Re: Matrix equation XA+AX=B



On 9 Apr, 21:47, sanyi <vessz...@xxxxxxxxx> wrote:
In fact I have the equation  XA+AX=ATA. What I need is some necessary
and/or sufficient conditions for the existence, uniqueness of the
solution X.
Many thanks for help,   Sandor

I think you have is this

XA (i,j) will be Sigma(j) X(i,j)A(j,i) + Sigma(j) A(i,j)X(j,i)
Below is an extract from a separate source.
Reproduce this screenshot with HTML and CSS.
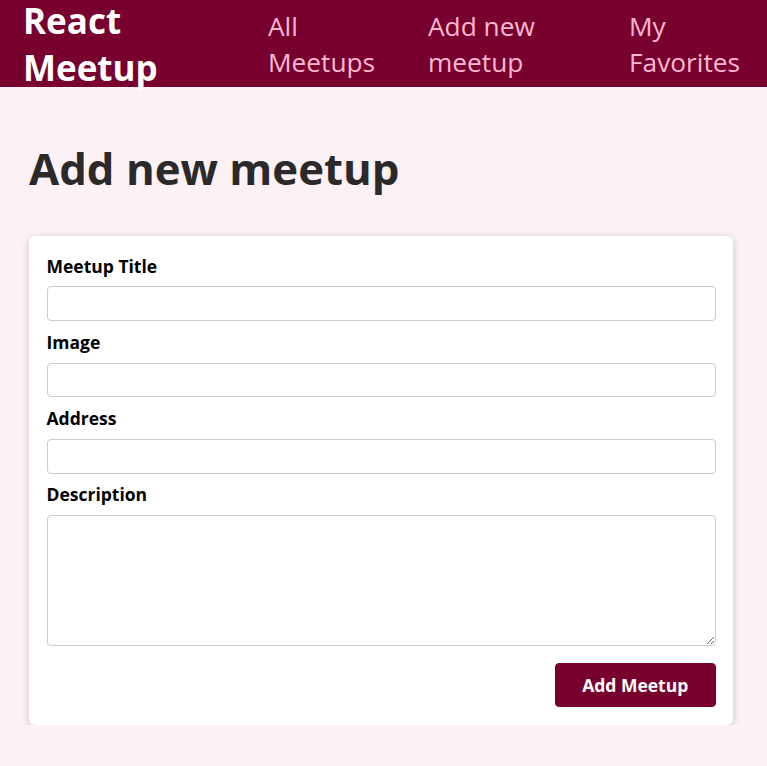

AT will be Sigma(j) A(i,j)T(j,i)
ATA Sigma(i,j)A(i,j)A(j,i)T(j,i)= Sigma(j) X(i,j)A(j,i) +
Sigma(j) A(i,j)X(j,i)

This gives us a set of equations to be solved. At forst sight we can
see that there are

n^2 equations and n^2 unknowns so unless we can detect singularity the
solution is existant and unique.

However we can see from inspection that the T is symmetric giving n(n
+1)/2 unknowns.

Another pointer. We can tell if a matrix is singular since we can
arrive at identical rows / colums by addition and multiplication. I
don't think the n(n+1)/2 dimensional matrix is although there may be
symmetry considerations that dictate it.

What I suggest you do is use a random number generator to construct
some 10*10 matrices. Then construct a 55*55 matrix and try Gaussian
elimination. These are small by computational standards. If the matrix
is non singular its solution will be existant and unique.

In fact if a solution exists it will be unique.